Grandpa's vocabulary was similarly strange, but somehow seemed to match his outfits, which were a mishmash of clashing colors and dated styles. But only a man wearing white loafers with pink plaid golf pants (note: he was not a golfer or, for that matter, a pimp) could ever utter sentences on the order of, "Clean off the macadam and I'll give ya a c-note. Don't get yourself meshugenah. Take your time. I'll be inside masticating my food." As a child, I thought he was cruel, trying to test my resolve with respect to what I was learning in school. Could I differentiate between real and fake words? It seemed a sensible test, just as his conviction, until the day he died, that George Washington was not the first president seemed like a sensible test. I thought, perhaps, he was dedicated to keeping people on their toes, which also explained why my grandmother was always saying "for Christ's sake," and why he tipped waiters and waitresses not according to the bill, but according to whim. Once, after my family had run up quite a tab, a server followed us to the car, cursing and whipping the check around as if it were a little flag. For all of his troubles, grandpa demonstrated his gratuity by giving the man a single solid U.S. dollar.

But my father's biggest gripe with Jim was his unwillingness to sign a living will. Given what I've already told you, this should come as no surprise. Grandpa had absolute faith in machines and tubes, regardless of the circumstances. His brain could have fallen out of his head and been run over by a Mack truck, and, were it possible, he would have preferred to spend the rest of his days sleeping with a beating heart than sleeping underground without one. "You're not gonna pull da plug on me," he'd scream. "You's don't know what's gonna happen." He wished to be cryogenically frozen. "There could be advancements," he'd say. "Breakthroughs." We didn't honor his wishes, but I like to think that, had we, and had it all worked out in his favor, he'd be sitting at his kitchen table, reading Prevention magazine.

About five years before Jim died, my father decided to have a "big talk" with him. The talk was to be dad's closing statement on the subject of the living will. As a lawyer, he firmly believed in the powers of persuasion, even when faced with the most formidable of adversaries. "Listen," he said to my grandfather. "I want to tell you a story."

Grandpa was sitting on the couch in our living room, crossing and uncrossing his legs. He rubbed his pale blue eyes, gathered the phlegm in his throat -- "hah-puh!" -- removed a tissue from his pocket, and, after bringing it to his mouth, spit. Then he rolled the tissue into a ball and returned it to his pocket. "Go on," he said.

My father grimaced, somewhat disgusted, but not disgusted enough that he was knocked off course. Grandpa had been spitting into tissues for years, most notably at the dinner table while everyone was eating. "Look," Dad said. "I get it. You're scared. You're afraid to die. We're all afraid to die. But if you wind up, God forbid, a vegetable, do you know what happens if you don't have a living will?" He let the question hang in the air a while. Grandpa raised his eyebrows as if intrigued. Then, when he was certain he had him in the right place, my father launched into an impassioned parable about a family member of his, a man who had, indeed, wound up a vegetable. He was on life support for years and drove his family into bankruptcy. The man's wife lost her mind, and his daughter, completely destitute, became an alcoholic at the age of 13. "Do you," my father asked, banging the table for emphasis, "want that for your family?"
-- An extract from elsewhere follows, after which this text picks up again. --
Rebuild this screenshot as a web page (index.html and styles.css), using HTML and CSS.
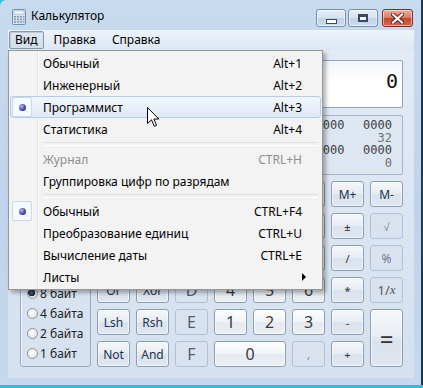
FILE: index.html
```html
<!DOCTYPE html>
<html lang="ru">
<head>
    <meta charset="UTF-8">
    <title>Калькулятор</title>
    <link rel="stylesheet" href="styles.css">
</head>
<body>
    <div class="window">
        <div class="titlebar">
            <svg class="app-icon" width="14" height="16" viewBox="0 0 14 16">
                <rect x="0.5" y="0.5" width="13" height="15" rx="1" fill="#d5e4f4" stroke="#6f8fb5"/>
                <rect x="2" y="2" width="10" height="3" fill="#fdfeff" stroke="#8ea7c6" stroke-width="0.6"/>
                <g fill="#8a98a8">
                    <rect x="2" y="7" width="2" height="1.6"/><rect x="5" y="7" width="2" height="1.6"/><rect x="8" y="7" width="2" height="1.6"/><rect x="11" y="7" width="1.5" height="1.6"/>
                    <rect x="2" y="9.6" width="2" height="1.6"/><rect x="5" y="9.6" width="2" height="1.6"/><rect x="8" y="9.6" width="2" height="1.6"/><rect x="11" y="9.6" width="1.5" height="1.6"/>
                    <rect x="2" y="12.2" width="2" height="1.6"/><rect x="5" y="12.2" width="2" height="1.6"/><rect x="8" y="12.2" width="2" height="1.6"/><rect x="11" y="12.2" width="1.5" height="1.6"/>
                </g>
            </svg>
            <span class="title">Калькулятор</span>
            <div class="caption">
                <div class="cap-btn"><span class="ico-min"></span></div>
                <div class="cap-btn"><span class="ico-max"></span></div>
                <div class="cap-btn close">
                    <svg width="13" height="11" viewBox="0 0 13 11">
                        <path d="M2 1.5 L11 9.5 M11 1.5 L2 9.5" stroke="#5a1d14" stroke-width="4" stroke-linecap="square"/>
                        <path d="M2 1.5 L11 9.5 M11 1.5 L2 9.5" stroke="#fff" stroke-width="2.2" stroke-linecap="square"/>
                    </svg>
                </div>
            </div>
        </div>

        <div class="menubar">
            <span class="menubar-item open">Вид</span>
            <span class="menubar-item">Правка</span>
            <span class="menubar-item">Справка</span>
        </div>

        <div class="client">
            <div class="display"><span>0</span></div>

            <div class="bits">
                <div class="bit-row"><span>0000</span><span>0000</span><span>0000</span><span>0000</span><span>0000</span><span>0000</span><span>0000</span><span>0000</span></div>
                <div class="bit-row labels"><span>63</span><span class="c5">47</span><span class="c8">32</span></div>
                <div class="bit-row"><span>0000</span><span>0000</span><span>0000</span><span>0000</span><span>0000</span><span>0000</span><span>0000</span><span>0000</span></div>
                <div class="bit-row labels"><span>31</span><span class="c5">15</span><span class="c8">0</span></div>
            </div>

            <div class="lower">
                <div class="panels">
                    <div class="group">
                        <div class="radio on"><i></i>Hex</div>
                        <div class="radio"><i></i>Dec</div>
                        <div class="radio"><i></i>Oct</div>
                        <div class="radio"><i></i>Bin</div>
                    </div>
                    <div class="group">
                        <div class="radio on"><i></i>8 байт</div>
                        <div class="radio"><i></i>4 байта</div>
                        <div class="radio"><i></i>2 байта</div>
                        <div class="radio"><i></i>1 байт</div>
                    </div>
                </div>

                <div class="keypad">
                    <div class="key">Quot</div><div class="key">Mod</div><div class="key off hex">A</div><div class="key">MC</div><div class="key">MR</div><div class="key">MS</div><div class="key">M+</div><div class="key">M-</div>
                    <div class="key">(</div><div class="key">)</div><div class="key off hex">B</div><div class="key">←</div><div class="key">CE</div><div class="key">C</div><div class="key op">±</div><div class="key off op">√</div>
                    <div class="key">RoL</div><div class="key">RoR</div><div class="key off hex">C</div><div class="key num">7</div><div class="key num">8</div><div class="key num">9</div><div class="key op">/</div><div class="key off">%</div>
                    <div class="key">Or</div><div class="key">Xor</div><div class="key off hex">D</div><div class="key num">4</div><div class="key num">5</div><div class="key num">6</div><div class="key op">*</div><div class="key off inv">1/<em>x</em></div>
                    <div class="key">Lsh</div><div class="key">Rsh</div><div class="key off hex">E</div><div class="key num">1</div><div class="key num">2</div><div class="key num">3</div><div class="key op">-</div><div class="key eq">=</div>
                    <div class="key">Not</div><div class="key">And</div><div class="key off hex">F</div><div class="key num zero">0</div><div class="key off op">,</div><div class="key op">+</div>
                </div>
            </div>
        </div>

        <!-- открытое меню "Вид" -->
        <div class="dropdown">
            <div class="menu-item"><span class="check"></span><span class="label">Обычный</span><span class="shortcut">Alt+1</span></div>
            <div class="menu-item"><span class="check"></span><span class="label">Инженерный</span><span class="shortcut">Alt+2</span></div>
            <div class="menu-item hot"><span class="check on"><b></b></span><span class="label">Программист</span><span class="shortcut">Alt+3</span></div>
            <div class="menu-item"><span class="check"></span><span class="label">Статистика</span><span class="shortcut">Alt+4</span></div>
            <div class="sep"></div>
            <div class="menu-item disabled"><span class="check"></span><span class="label">Журнал</span><span class="shortcut">CTRL+H</span></div>
            <div class="menu-item"><span class="check"></span><span class="label">Группировка цифр по разрядам</span></div>
            <div class="sep"></div>
            <div class="menu-item"><span class="check on"><b></b></span><span class="label">Обычный</span><span class="shortcut">CTRL+F4</span></div>
            <div class="menu-item"><span class="check"></span><span class="label">Преобразование единиц</span><span class="shortcut">CTRL+U</span></div>
            <div class="menu-item"><span class="check"></span><span class="label">Вычисление даты</span><span class="shortcut">CTRL+E</span></div>
            <div class="menu-item"><span class="check"></span><span class="label">Листы</span><span class="sub-arrow"></span></div>
        </div>

        <svg class="cursor" width="13" height="21" viewBox="0 0 13 21">
            <path d="M0.5 0.5 L0.5 16.5 L4.5 12.8 L7.3 19.3 L9.6 18.3 L6.9 12 L11.8 12 Z" fill="#fff" stroke="#000" stroke-width="1" stroke-linejoin="miter"/>
        </svg>
    </div>
</body>
</html>
```

FILE: styles.css
```css
* {
    box-sizing: border-box;
    margin: 0;
    padding: 0;
}

html, body {
    width: 423px;
    height: 388px;
    overflow: hidden;
}

body {
    background: #2cbfd7;
    font-family: "Noto Sans", "Liberation Sans", sans-serif;
    font-size: 12px;
    color: #000;
}

.window {
    position: relative;
    width: 421px;
    height: 385px;
    display: flex;
    flex-direction: column;
    padding: 0 7px 7px 8px;
    background: linear-gradient(to bottom, #c8daee, #bfd3ea 55%, #c6d8ed);
    border-top-left-radius: 6px;
    box-shadow: 2px 0 0 #1d3956;
}

/* заголовок окна */
.titlebar {
    height: 30px;
    display: flex;
    align-items: center;
}

.app-icon {
    margin: 3px 5px 0 4px;
}

.title {
    flex: 1;
    padding-top: 1px;
}

.caption {
    display: flex;
    gap: 2px;
    align-self: flex-start;
    margin-top: 9px;
    margin-right: 1px;
}

.cap-btn {
    width: 30px;
    height: 18px;
    border: 1px solid #7890ae;
    border-radius: 3px;
    background: linear-gradient(#e6eef8, #d7e3f1 50%, #c0d2e8 51%, #cddcee);
    box-shadow: inset 0 0 0 1px rgba(255,255,255,0.5);
    display: flex;
    align-items: center;
    justify-content: center;
}

.cap-btn.close {
    width: 31px;
    margin-left: 2px;
    border-color: #7b3025;
    background: linear-gradient(#eeaa9c, #dc7865 50%, #c8452f 51%, #d4694f);
}

.ico-min {
    width: 11px;
    height: 5px;
    margin-top: 6px;
    border: 1px solid #394a60;
    background: #fff;
}

.ico-max {
    width: 10px;
    height: 8px;
    border: 1px solid #394a60;
    border-top-width: 2px;
    background: #fff;
    box-shadow: inset 0 0 0 1px #394a60;
}

/* строка меню */
.menubar {
    height: 20px;
    display: flex;
    align-items: center;
    gap: 4px;
    padding-left: 1px;
    background: linear-gradient(#edf3fa, #dde7f3);
}

.menubar-item {
    padding: 0 5px;
    line-height: 16px;
    border: 1px solid transparent;
    border-radius: 2px;
}

.menubar-item.open {
    border-color: #8797ab;
    background: linear-gradient(#dfe7f1, #d3dee9);
    box-shadow: inset 1px 1px 0 #bcc9d8;
}

/* рабочая область */
.client {
    flex: 1;
    display: flex;
    flex-direction: column;
    padding: 10px 11px 0 12px;
    background: linear-gradient(#e2eaf5, #d5e1ef);
}

.display {
    height: 48px;
    display: flex;
    justify-content: flex-end;
    align-items: center;
    padding: 0 4px 7px;
    border: 1px solid #91a3b8;
    border-radius: 2px;
    background: linear-gradient(#f2f6fa, #fff 45%);
    font: 20px "DejaVu Sans Mono", monospace;
    color: #111;
}

.bits {
    height: 60px;
    margin-top: 7px;
    padding: 3px 10px 0;
    border: 1px solid #a6b6ca;
    border-radius: 2px;
    background: #dde6f1;
    font: 12px/12.6px "DejaVu Sans Mono", monospace;
    color: #3f3f3f;
}

.bit-row {
    display: grid;
    grid-template-columns: repeat(8, 29px);
    justify-content: space-between;
}

.bit-row.labels {
    color: #707070;
}

.bit-row .c5 {
    grid-column: 5;
}

.bit-row .c8 {
    grid-column: 8;
    justify-self: end;
}

.lower {
    display: flex;
    gap: 6px;
    margin-top: 6px;
}

.panels {
    width: 71px;
    display: flex;
    flex-direction: column;
    gap: 7px;
}

.group {
    height: 88px;
    padding: 6px 0 0 6px;
    border: 1px solid #99abc1;
    border-radius: 3px;
    box-shadow: inset 1px 1px 0 rgba(255,255,255,0.6);
}

.group + .group {
    height: 91px;
}

.radio {
    height: 20px;
    display: flex;
    align-items: center;
    gap: 2px;
    color: #222;
}

.radio i {
    width: 11px;
    height: 11px;
    border: 1px solid #8f9296;
    border-radius: 50%;
    background: radial-gradient(circle at 40% 40%, #fff, #e4e6e8 70%, #cfd2d6);
}

.radio.on i {
    background: radial-gradient(circle at 40% 40%, #4d5f79 0, #1b2738 45%, #d8dbe0 50%, #fff);
}

/* клавиатура */
.keypad {
    display: grid;
    grid-template-columns: repeat(8, 33px);
    grid-template-rows: repeat(6, 26px);
    gap: 6px;
}

.key {
    display: flex;
    align-items: center;
    justify-content: center;
    border: 1px solid #8c9eb4;
    border-radius: 3px;
    background: linear-gradient(#f5f7fa, #e8edf4 45%, #dae2ed 55%, #e0e7f0);
    box-shadow: inset 0 0 0 1px rgba(255,255,255,0.55);
    color: #1d3251;
    font-size: 12px;
}

.key.num {
    font-size: 16px;
    color: #3a3a3a;
    background: linear-gradient(#fcfdfe, #f2f5f8 45%, #e5eaf0 55%, #edf0f4);
}

.key.zero {
    grid-column: span 2;
}

.key.op {
    font-size: 11px;
    color: #333;
}

.key.eq {
    grid-row: span 2;
    font-size: 24px;
    color: #333;
}

.key.off {
    border-color: #b1c1d4;
    background: #d9e3ef;
    box-shadow: none;
    color: #6b7888;
}

.key.hex {
    font-size: 16px;
    color: #4f5d6d;
}

.key.inv {
    font-size: 13px;
    color: #555;
}

.key.inv em {
    font-family: "Liberation Serif", serif;
}

/* выпадающее меню */
.dropdown {
    position: absolute;
    left: 8px;
    top: 50px;
    width: 315px;
    padding: 1px;
    border: 1px solid #979797;
    background:
        linear-gradient(to right, transparent 28px, #e2e3e3 28px, #e2e3e3 29px, #fff 29px, #fff 30px, transparent 30px),
        #f3f3f3;
    box-shadow: 3px 3px 4px rgba(0,0,0,0.3);
}

.menu-item {
    height: 22px;
    display: flex;
    align-items: center;
    padding-right: 10px;
    border: 1px solid transparent;
    border-radius: 3px;
}

.menu-item.hot {
    border-color: #b4cdea;
    background: linear-gradient(#f3f7fd, #dfe9f8);
}

.menu-item.disabled {
    color: #8d8d8d;
}

.check {
    width: 20px;
    height: 20px;
    margin-left: 1px;
    display: flex;
    align-items: center;
    justify-content: center;
    border-radius: 2px;
}

.check.on {
    border: 1px solid #c4d8ef;
    background: #f6f9fd;
}

.check b {
    width: 7px;
    height: 7px;
    border-radius: 50%;
    background: radial-gradient(circle at 35% 35%, #b9bcf2, #444aa8 55%, #1e2063);
}

.label {
    flex: 1;
    margin-left: 11px;
}

.shortcut {
    margin-right: 8px;
}

.sub-arrow {
    width: 0;
    height: 0;
    margin-right: 4px;
    border-top: 4px solid transparent;
    border-bottom: 4px solid transparent;
    border-left: 4px solid #000;
}

.sep {
    height: 8px;
    display: flex;
    align-items: center;
    padding: 0 3px 0 33px;
}

.sep::after {
    content: "";
    flex: 1;
    height: 2px;
    border-top: 1px solid #e0e0e0;
    border-bottom: 1px solid #fff;
}

.cursor {
    position: absolute;
    left: 147px;
    top: 107px;
}
```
Grandpa rubbed his chin and looked up at the ceiling. He appeared to be deep in thought. He took off his glasses, cleaned the lenses, and put them on again. There was overwhelming tension in the room. It was like the moment before a jury delivers its verdict. Grandpa coughed and licked his lips, preparing to speak. "But I don't understand," he said, sincere as a child on Christmas. "Where did she buy the liquor?"

I should mention, now, that grandpa was preoccupied with other things besides death. Mainly, these things consisted of sex and his penis. He often complained, at incredible decibels -- he was practically deaf -- that my grandmother was "hoarding her goods," and generally "holding out" on him. Apparently she'd been holding out on him for quite some time. "The old lady don't even remember what it looks like," he'd say, pointing to his crotch. This typically, and not surprisingly, mortified her, and caused my grandmother to belittle his libido. "Eh," he'd say, shrugging his shoulders. "She'll miss it when I'm gone. She'll keep a portrait of my penis by the bed. With the erection!" And apparently he intended to make good on this declaration, since, when he died, my mother found a drawer full of mail-order erectile supplements in his bathroom. I'm sure, had she looked harder, she would have found a camera not far away.

But photographs, like to-do lists, enable you to forget. A proper eulogy, then, should enable you to remember, should be forever open-ended like a short story, raising more questions than it answers. Grandpa Jim never signed a living will -- he wished to achieve immortality. That is all. The end.